Council has denied the permanent rezoning of Angelstone Farms Inc. at the Dec. 15 council meeting.
“Angelstone wants a permanent zoning for the operation, the Gilberts want us to refuse their application and I’m quite sure council would like to see this application finally behind you,” said Wellington County planner Gary Cousins.
“I can guarantee you that none of you will be happy with my report tonight.”
Cousins presented five recommendations to council regarding Angelstone, which hosts large international showjumping events:
– that the permanent zoning requested by Angelstone not be approved;
– that another one-year temporary use bylaw be approved specifically for five events covering 25 days;
– that the town only approve major event permits for the two June events and consider the three August permits only after being satisfied that the impacts of the June events, particularly related to noise, was reasonable;
– that town staff work with Angelstone to determine how best to monitor the June events; and
– that no further temporary use bylaws be approved and permanent zoning be considered based on the results of 2016 season.
Cousins said Angelstone made significant improvement to its operation relating to road access, drainage and operating within its site plans.
He added Angelstone has made significant improvements “to the amplified sound resulting in many neighbours no longer expressing concerns. However, the town monitoring program at Angelstone continued to show noise, mainly from announcements, was a problem for the Gilberts.”
To answer the issue about use, Cousins said he firmly believes Angelstone is agricultural.
“It may not be people’s traditional idea of agriculture … but the raising of horses is clearly allowed in the provincial policy as is value-added activities related to that,” he said.
He also added the entertainment elements of the property are not precluded in agriculture events.

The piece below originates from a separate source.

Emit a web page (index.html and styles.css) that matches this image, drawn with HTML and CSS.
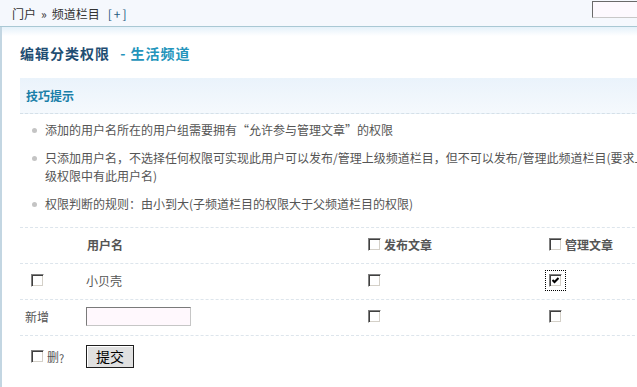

“Think back on fall fairs, plowing matches, horse races and more recently events like wine-tasting, farmer markets, bakeries and farm vacations which have all become part of the landscape in agriculture (in) Ontario,” he said.
Cousins told council he believes the facility is used primarily for training rather than hosting the events.
The planner also said regardless of council’s decision this matter will end up at an Ontairo Municipal Board hearing.
Council approved a temporary zoning bylaw to the Angelstone property for five events over 25 days in 2016.